WHAT THE TASK ASKS
Find each line with the string "this" and copy it.

SUPPLIED MATERIAL
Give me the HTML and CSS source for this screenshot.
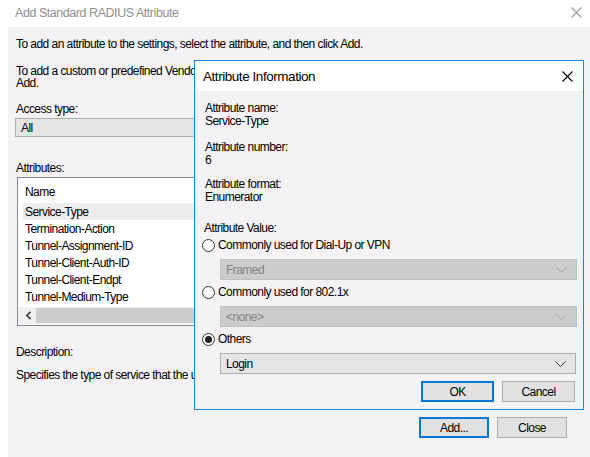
FILE: index.html
```html
<!DOCTYPE html>
<html>
<head>
<meta charset="utf-8">
<title>Add Standard RADIUS Attribute</title>
<link rel="stylesheet" href="styles.css">
</head>
<body>
<div class="screen">
  <div class="titlebar">
    <span class="title">Add Standard RADIUS Attribute</span>
    <svg class="close-x inactive" width="11" height="11" viewBox="0 0 11 11"><path d="M0.5 0.5 L10.5 10.5 M10.5 0.5 L0.5 10.5" stroke="currentColor" stroke-width="1.1" fill="none"/></svg>
  </div>
  <div class="client">
    <p class="text p1">To add an attribute to the settings, select the attribute, and then click Add.</p>
    <p class="text p2">To add a custom or predefined Vendor Specific attribute, close this dialog and select Vendor Specific, and then click<br>Add.</p>
    <p class="text lbl-access">Access type:</p>
    <div class="combo combo-all"><span>All</span></div>
    <p class="text lbl-attrs">Attributes:</p>
    <div class="listbox">
      <div class="lv-header">Name</div>
      <div class="lv-rows">
        <div class="lv-row selected">Service-Type</div>
        <div class="lv-row">Termination-Action</div>
        <div class="lv-row">Tunnel-Assignment-ID</div>
        <div class="lv-row">Tunnel-Client-Auth-ID</div>
        <div class="lv-row">Tunnel-Client-Endpt</div>
        <div class="lv-row">Tunnel-Medium-Type</div>
      </div>
      <div class="hscroll">
        <svg class="sb-arrow" width="7" height="9" viewBox="0 0 7 9"><path d="M5.5 0.8 L1.8 4.5 L5.5 8.2" stroke="#404040" stroke-width="1.7" fill="none"/></svg>
        <div class="sb-thumb"></div>
      </div>
    </div>
    <p class="text lbl-desc">Description:</p>
    <p class="text desc">Specifies the type of service that the user has requested.</p>
    <div class="button-row main-buttons">
      <div class="btn default">Add...</div>
      <div class="btn">Close</div>
    </div>
  </div>

  <div class="dialog">
    <div class="dlg-titlebar">
      <span class="dlg-title">Attribute Information</span>
      <svg class="close-x" width="11" height="11" viewBox="0 0 11 11"><path d="M0.5 0.5 L10.5 10.5 M10.5 0.5 L0.5 10.5" stroke="currentColor" stroke-width="1.1" fill="none"/></svg>
    </div>
    <div class="dlg-body">
      <div class="info info-name">
        <p class="text">Attribute name:</p>
        <p class="text">Service-Type</p>
      </div>
      <div class="info info-number">
        <p class="text">Attribute number:</p>
        <p class="text">6</p>
      </div>
      <div class="info info-format">
        <p class="text">Attribute format:</p>
        <p class="text">Enumerator</p>
      </div>
      <p class="text lbl-value">Attribute Value:</p>
      <div class="radio-row r1"><span class="radio"></span><span class="text">Commonly used for Dial-Up or VPN</span></div>
      <div class="combo dlg-combo disabled"><span>Framed</span>
        <svg class="chev" width="11" height="6" viewBox="0 0 11 6"><path d="M0.5 0.5 L5.5 5.5 L10.5 0.5" stroke="currentColor" stroke-width="1" fill="none"/></svg>
      </div>
      <div class="radio-row r2"><span class="radio"></span><span class="text">Commonly used for 802.1x</span></div>
      <div class="combo dlg-combo disabled"><span>&lt;none&gt;</span>
        <svg class="chev" width="11" height="6" viewBox="0 0 11 6"><path d="M0.5 0.5 L5.5 5.5 L10.5 0.5" stroke="currentColor" stroke-width="1" fill="none"/></svg>
      </div>
      <div class="radio-row r3"><span class="radio checked"></span><span class="text">Others</span></div>
      <div class="combo dlg-combo login"><span>Login</span>
        <svg class="chev" width="11" height="6" viewBox="0 0 11 6"><path d="M0.5 0.5 L5.5 5.5 L10.5 0.5" stroke="currentColor" stroke-width="1" fill="none"/></svg>
      </div>
      <div class="button-row dlg-buttons">
        <div class="btn default dlg-btn">OK</div>
        <div class="btn dlg-btn">Cancel</div>
      </div>
    </div>
  </div>
</div>
</body>
</html>
```
FILE: styles.css
```css
* { box-sizing: border-box; }
html, body { margin: 0; padding: 0; background: #ffffff; }
body {
  font-family: "Liberation Sans", Arial, sans-serif;
  font-size: 12px;
  letter-spacing: -0.55px;
  color: #000;
}
.screen {
  position: relative;
  width: 590px;
  height: 457px;
  overflow: hidden;
  display: flex;
  flex-direction: column;
}
p { margin: 0; }
.text { line-height: 13px; white-space: nowrap; }

/* main window title bar */
.titlebar {
  height: 27px;
  flex: none;
  display: flex;
  align-items: center;
  justify-content: space-between;
  padding: 0 8px 2px 15px;
}
.title { color: #8f8f8f; font-size: 12.5px; letter-spacing: -0.45px; }
.close-x { display: block; color: #000; }
.close-x.inactive { color: #9a9a9a; }

/* client area */
.client {
  flex: 1;
  margin-left: 8px;
  background: #f5f2f5;
  padding: 11px 23px 0 8px;
  display: flex;
  flex-direction: column;
}
.p2 { margin-top: 14px; line-height: 12px; }
.lbl-access { margin-top: 14px; }
.combo {
  height: 19px;
  border: 1px solid #adadad;
  background: #e5e5e5;
  display: flex;
  align-items: center;
  justify-content: space-between;
  padding: 0 9px 0 5px;
  color: #000;
}
.combo-all { margin-top: 2px; margin-left: -1px; width: 560px; }
.lbl-attrs { margin-top: 25px; }
.listbox {
  margin-top: 2px;
  margin-left: 1px;
  width: 558px;
  height: 149px;
  border: 1px solid #828790;
  background: #ffffff;
  display: flex;
  flex-direction: column;
}
.lv-header {
  height: 25px;
  display: flex;
  align-items: center;
  padding: 2px 0 0 7px;
}
.lv-rows { padding-left: 5px; }
.lv-row {
  height: 17px;
  line-height: 17px;
  padding: 1px 0 0 2px;
  line-height: 16px;
  white-space: nowrap;
}
.lv-row.selected { background: #ededed; }
.hscroll {
  margin-top: 2px;
  height: 17px;
  background: #f0f0f0;
  display: flex;
  align-items: center;
}
.sb-arrow { display: block; margin-left: 7px; margin-right: 4px; }
.sb-thumb { flex: 1; height: 15px; background: #cdcdcd; }
.lbl-desc { margin-top: 20px; }
.desc { margin-top: 10px; }

.button-row { display: flex; justify-content: flex-end; gap: 8px; }
.main-buttons { margin-top: 35px; }
.btn {
  width: 70px;
  height: 21px;
  border: 1px solid #adadad;
  background: #e1e1e1;
  display: flex;
  align-items: center;
  justify-content: center;
  color: #000;
  padding-top: 1px;
}
.btn.default { border: 2px solid #0078d7; }

/* Attribute Information dialog (overlaps the main window) */
.dialog {
  position: absolute;
  left: 194px;
  top: 60px;
  width: 390px;
  height: 350px;
  border: 1px solid #1a84d8;
  background: #f5f2f5;
  display: flex;
  flex-direction: column;
}
.dlg-titlebar {
  height: 30px;
  flex: none;
  background: #ffffff;
  display: flex;
  align-items: center;
  justify-content: space-between;
  padding: 0 10px 0 8px;
}
.dlg-title { font-size: 13.5px; letter-spacing: -0.45px; }
.dlg-body {
  flex: 1;
  padding: 11px 8px 0 7px;
  display: flex;
  flex-direction: column;
}
.info { padding-left: 3px; }
.info-number { margin-top: 13px; }
.info-format { margin-top: 11px; }
.lbl-value { margin-top: 18px; padding-left: 2px; }
.radio-row {
  height: 13px;
  display: flex;
  align-items: center;
  gap: 3px;
}
.r1 { margin-top: 4px; }
.r2, .r3 { margin-top: 6px; }
.radio {
  width: 13px;
  height: 13px;
  flex: none;
  border: 1px solid #333333;
  border-radius: 50%;
  background: #ffffff;
  display: flex;
  align-items: center;
  justify-content: center;
}
.radio.checked::after {
  content: "";
  width: 7px;
  height: 7px;
  border-radius: 50%;
  background: #222222;
}
.dlg-combo {
  margin-top: 7px;
  margin-left: 18px;
  width: 357px;
  height: 21px;
}
.dlg-combo.disabled { background: #cccccc; border-color: #bfbfbf; color: #838383; }
.dlg-combo.disabled .chev { color: #a6a6a6; }
.dlg-combo.login { width: 356px; }
.dlg-combo.login .chev { color: #333333; }
.chev { display: block; }
.dlg-buttons { margin-top: 7px; }
.dlg-btn { width: 73px; }
```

COMPLETE RESPONSE
Give me the HTML and CSS source for this screenshot.
    <p class="text p2">To add a custom or predefined Vendor Specific attribute, close this dialog and select Vendor Specific, and then click<br>Add.</p>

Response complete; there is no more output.